Although speculation as to its contents was in many ways on the mark, the UK government’s select committee report into phone hacking had a few surprises up its sleeve today. Neither Rupert Murdoch nor James Murdoch has been accused of misleading Parliament, but the findings are critical of both. Especially incendiary is a refrain that reads: “Rupert Murdoch is not a fit person to exercise the stewardship of a major international company.” The inclusion of the line was debated by the cross-party panel but ultimately stayed in after a 6-4 vote. In remarks following the report’s publication, lawmakers cautioned that this particular conclusion should not deflect from the report’s initial aim — namely to determine whether executives at News Corp-controlled News International misled the committee during 2009 sessions on phone hacking.

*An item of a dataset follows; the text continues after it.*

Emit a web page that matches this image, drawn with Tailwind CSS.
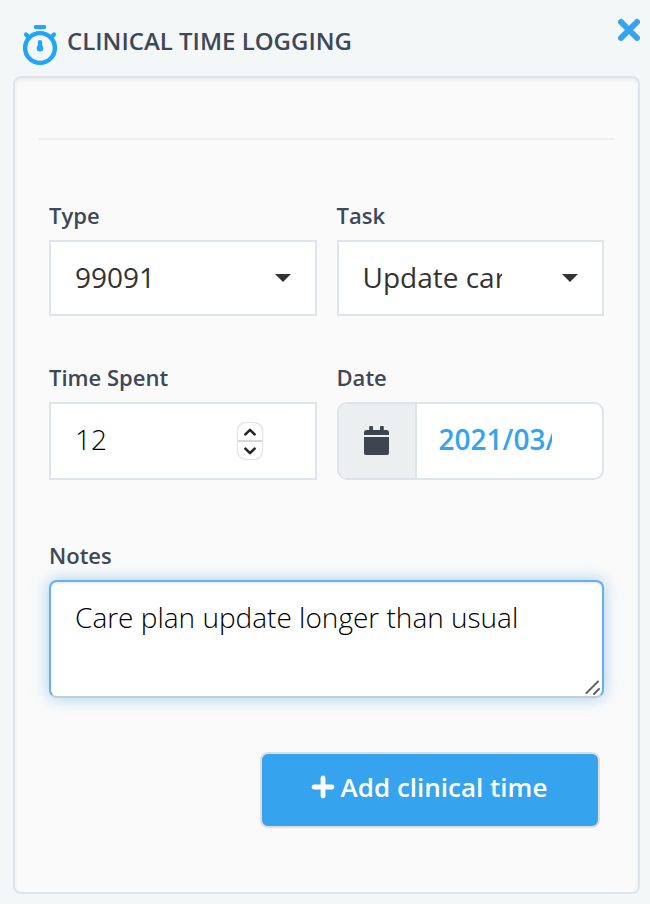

Related: Final Phone-Hacking Report From UK Committee Divided On Rupert Murdoch

Despite those warnings, there could be a fair amount of fallout. The express choice of the words “fit person” is interesting. UK regulator Ofcom is currently weighing whether News Corp and James Murdoch are “fit and proper” to hold a broadcast license on behalf of BSkyB. If Ofcom were to be moved, News Corp could be forced to reduce its stake in the satcaster to a non-controlling level and James could give up his role as a non-executive board member.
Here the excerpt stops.